Philip Morris exec tells jurors Marlboro-maker changed
MIAMI, June 12 (Reuters) - The head of America's biggest cigarette maker testified on Monday in a landmark sick-smokers lawsuit that the tobacco industry was cleaning itself up and need not be stung with billions of dollars in court penalties.
In a much-anticipated appearance in the high-stakes Engle class-action case, CEO Michael Szymanczyk of Philip Morris USA, said his unit, the domestic tobacco arm of the global packaged goods giant Philip Morris Cos. Inc.,had been reforming its sales methods, attacked for targeting teenagers, since 1997.
``It was pretty clear what Philip Morris was doing was out of alignment with society's expectations of it,'' Szymanczyk told the six jurors weighing punitive damages for an estimated 500,000 or more sick smokers in Florida.
The jury has already declared Philip Morris, R.J.Reynolds Tobacco (NYSE:RJR - news), maker of Camels, British American Tobacco Plc (quote from Yahoo! UK & Ireland: BATS.L) unit Brown & Williamson and others committed fraud, conspiracy and had sold defective products.
The jury is now considering punitive damages, which could total hundreds of billions of dollars, by some forecasts. Defence lawyers have said they hope to convince the jurors that the maligned tobacco industry has mended its ways.
The six jurors have heard testimony since 1998 in the pioneering case named after an ailing Miami Beach pediatrician and have also ordered the tobacco companies to pay $12.7 million to three sick smokers for actual damages.
Szymanczyk said Philip Morris, the maker of Marlboro, the world's best-selling cigarette, and other tobacco groups were besieged in the mid-1990s by state government lawsuits, calls for get-tough laws in Congress, and scores of suits by sick smokers and nonsmokers claiming injury from secondhand smoke.
With Philip Morris responsible for at least half the payments, the tobacco companies struck deals with all the state governments calling for $254 billion in payments over 25 years, he testified.
The agreements also called for sharp restrictions on cigarette advertising and marketing, spurred a 50 percent per-pack price increase to $3 and have so far cut volume sales of cigarettes in the United States by 13 percent, Szymanczyk said.
Philip Morris, he said, no longer sponsors sports events such as the Virginia Slims tennis matches or uses billboards, arena signs, and give-away caps and jackets to promote Basic, Parliament and its other brands.
In fact, many of the same billboards once carrying Marlboro ads of robust cowboys on horseback now had anti-smoking banners and posters, he said.
Dan Webb, an attorney for Philip Morris questioning the executive, presented slides of some of the substituted anti-smoking advertisements.
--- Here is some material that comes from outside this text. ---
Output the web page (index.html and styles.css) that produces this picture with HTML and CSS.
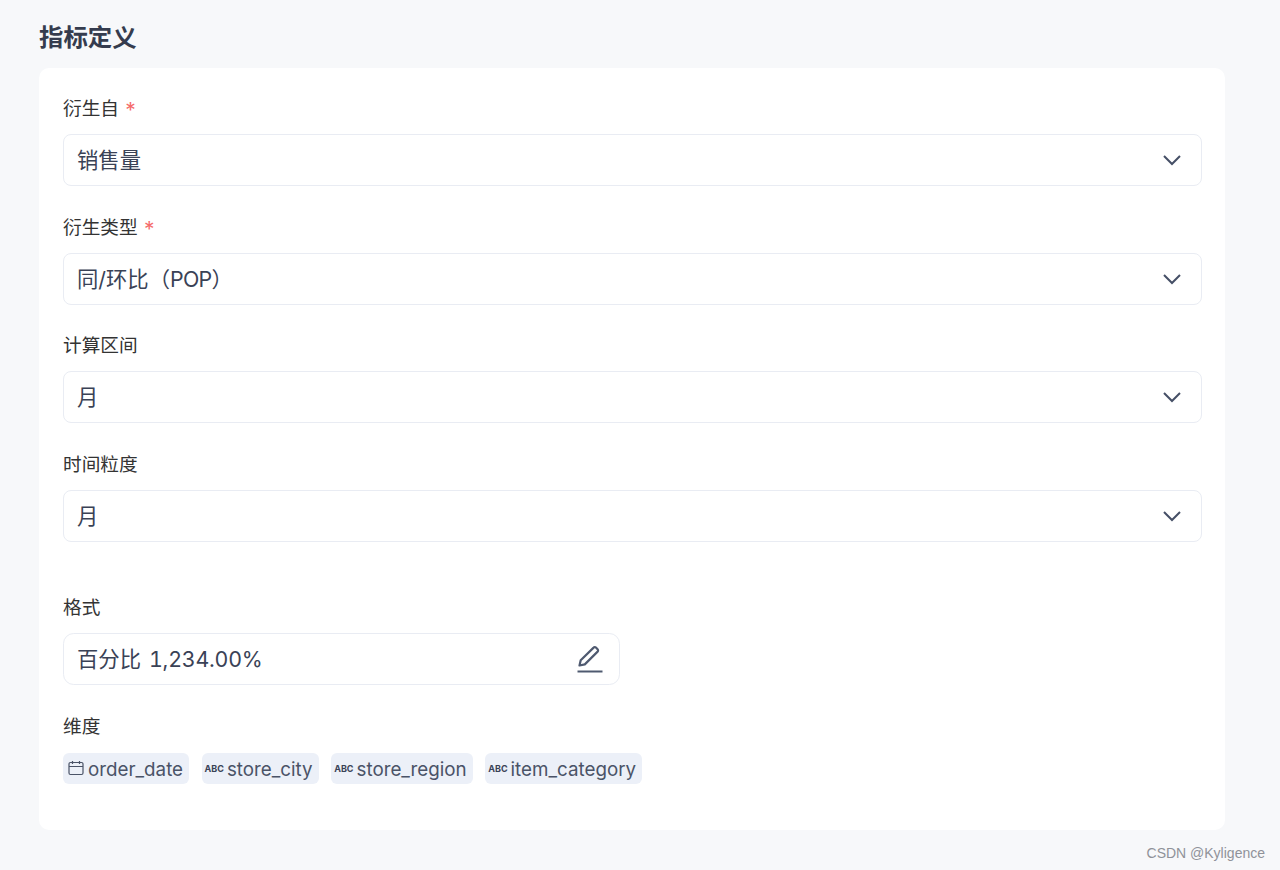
FILE: index.html
```html
<!DOCTYPE html>
<html lang="zh-CN">
<head>
  <meta charset="UTF-8" />
  <title>指标定义</title>
  <link rel="stylesheet" href="styles.css">
</head>
<body>
  <h2 class="title">指标定义</h2>
  <div class="card">
    <div class="field">
      <label class="label">衍生自 <span class="req">*</span></label>
      <div class="select">
        <span class="value">销售量</span>
        <svg class="chevron" viewBox="0 0 20 12"><path d="M2 2l8 8 8-8" /></svg>
      </div>
    </div>
    <div class="field">
      <label class="label">衍生类型 <span class="req">*</span></label>
      <div class="select">
        <span class="value">同/环比（<span class="latin">POP</span>）</span>
        <svg class="chevron" viewBox="0 0 20 12"><path d="M2 2l8 8 8-8" /></svg>
      </div>
    </div>
    <div class="field">
      <label class="label">计算区间</label>
      <div class="select">
        <span class="value">月</span>
        <svg class="chevron" viewBox="0 0 20 12"><path d="M2 2l8 8 8-8" /></svg>
      </div>
    </div>
    <div class="field field-last">
      <label class="label">时间粒度</label>
      <div class="select">
        <span class="value">月</span>
        <svg class="chevron" viewBox="0 0 20 12"><path d="M2 2l8 8 8-8" /></svg>
      </div>
    </div>
    <div class="field">
      <label class="label">格式</label>
      <div class="select select-format">
        <span class="value">百分比 <span class="num">1,234.00%</span></span>
        <svg class="pencil" viewBox="0 0 28 28">
          <path class="pencil-body" d="M3.5 20.5l1.2-5.2L17.6 2.6a1.6 1.6 0 0 1 2.3 0l1.7 1.7a1.6 1.6 0 0 1 0 2.3L8.8 19.4z" />
          <path class="pencil-line" d="M1.5 26.5h25" />
        </svg>
      </div>
    </div>
    <div class="dims">
      <label class="label">维度</label>
      <div class="tags">
        <span class="tag">
          <svg class="cal" viewBox="0 0 16 16">
            <rect x="1" y="2.5" width="14" height="12" rx="1.5" />
            <path d="M1 6.5h14M4.5 1v3M11.5 1v3" />
          </svg>
          <span class="tag-text">order_date</span>
        </span>
        <span class="tag"><span class="abc">ABC</span><span class="tag-text">store_city</span></span>
        <span class="tag"><span class="abc">ABC</span><span class="tag-text">store_region</span></span>
        <span class="tag"><span class="abc">ABC</span><span class="tag-text">item_category</span></span>
      </div>
    </div>
  </div>
  <div class="mark">CSDN @Kyligence</div>
</body>
</html>
```

FILE: styles.css
```css
html, body {
  height: 100%;
}

body {
  margin: 0;
  padding: 0 55px 0 39px;
  box-sizing: border-box;
  height: 870px;
  overflow: hidden;
  position: relative;
  background: #f7f8fa;
  font-family: Inter, "Noto Sans CJK SC", sans-serif;
  color: #2c3345;
}

.title {
  margin: 0;
  height: 68px;
  padding-top: 19px;
  box-sizing: border-box;
  font-size: 24.4px;
  line-height: 36px;
  font-weight: 700;
  color: #353c4e;
}

.card {
  background: #fff;
  border-radius: 10px;
  height: 762px;
  box-sizing: border-box;
  padding: 24px;
}

.field {
  margin-bottom: 24.67px;
}

.field-last {
  margin-bottom: 49px;
}

.label {
  display: block;
  height: 30px;
  line-height: 33px;
  margin-bottom: 12px;
  font-size: 18.67px;
  color: #333;
}

.req {
  color: #f56c6c;
  font-size: 21px;
  line-height: 0;
  margin-left: 1px;
  vertical-align: -3px;
}

.select {
  display: flex;
  align-items: center;
  justify-content: space-between;
  height: 52px;
  box-sizing: border-box;
  padding: 0 19px 0 13px;
  border: 1px solid #e9ecf3;
  border-radius: 8px;
  background: #fff;
  font-size: 21.33px;
  color: #3a4256;
  width: 1139px;
}

.value {
  margin-bottom: 3px;
}

.latin {
  letter-spacing: -0.7px;
}

.num {
  margin-left: 2px;
  font-variant-numeric: tabular-nums;
  letter-spacing: -0.2px;
}

.select-format {
  width: 557px;
  border-radius: 10.67px;
  padding-right: 15px;
}

.chevron {
  width: 20px;
  height: 12px;
  fill: none;
  stroke: #454f66;
  stroke-width: 2;
}

.pencil {
  width: 28px;
  height: 28px;
  fill: none;
  stroke: #4f5a70;
}

.pencil-body {
  stroke-width: 2.2;
  stroke-linejoin: round;
}

.pencil-line {
  stroke-width: 2;
}

.dims .label {
  margin-bottom: 13px;
}

.tags {
  display: flex;
  gap: 12.5px;
}

.tag {
  display: flex;
  align-items: center;
  height: 31px;
  padding: 0 6px 0 3px;
  border-radius: 6px;
  background: #ecf0f8;
  font-size: 18.8px;
  color: #4a5367;
}

.tag-text {
  margin-top: 2px;
}

.abc {
  font-size: 9px;
  font-weight: 700;
  margin: 1px 3px 0 0;
  color: #3a4256;
}

.cal {
  width: 16px;
  height: 16px;
  margin: 0 4px 0 2px;
  fill: none;
  stroke: #4a5367;
  stroke-width: 1.2;
}

.mark {
  position: absolute;
  right: 15px;
  top: 843px;
  font-family: "Liberation Sans", sans-serif;
  font-size: 14px;
  line-height: 20px;
  color: #8f9299;
}
```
One portrayed two cowboys chatting in the great American West, parodied the distinctive styling of a Marlboro ad, and bore the caption, ``Bob, I have emphysema.''
Szymanczyk, in an apparent bid to temper punitive damages, testified Philip Morris USA was already committed to pay out roughly $93 billion under the 1997 state-government pacts through 2021, or more than twice its profits between 1971 and 1996.
The executive did not testify on the profits of parent Philip Morris Cos. Inc., whose businesses include Kraft Foods and Miller Brewing and whose net profits totalled $7.67 billion in 1999.
Asked by Webb if Philip Morris USA could have paid its half share of the state governments' pact in one lump sum, the form punitive damages usually require, Szymanczyk said, ``No.''
Florida legislators in April took away much of the immediate financial threat to the tobacco companies by passing a law limiting to $100 million the bond a losing defendant must post while appealing a verdict. Without that bill, a security bond of 120 percent of awards might have bankrupt the industry.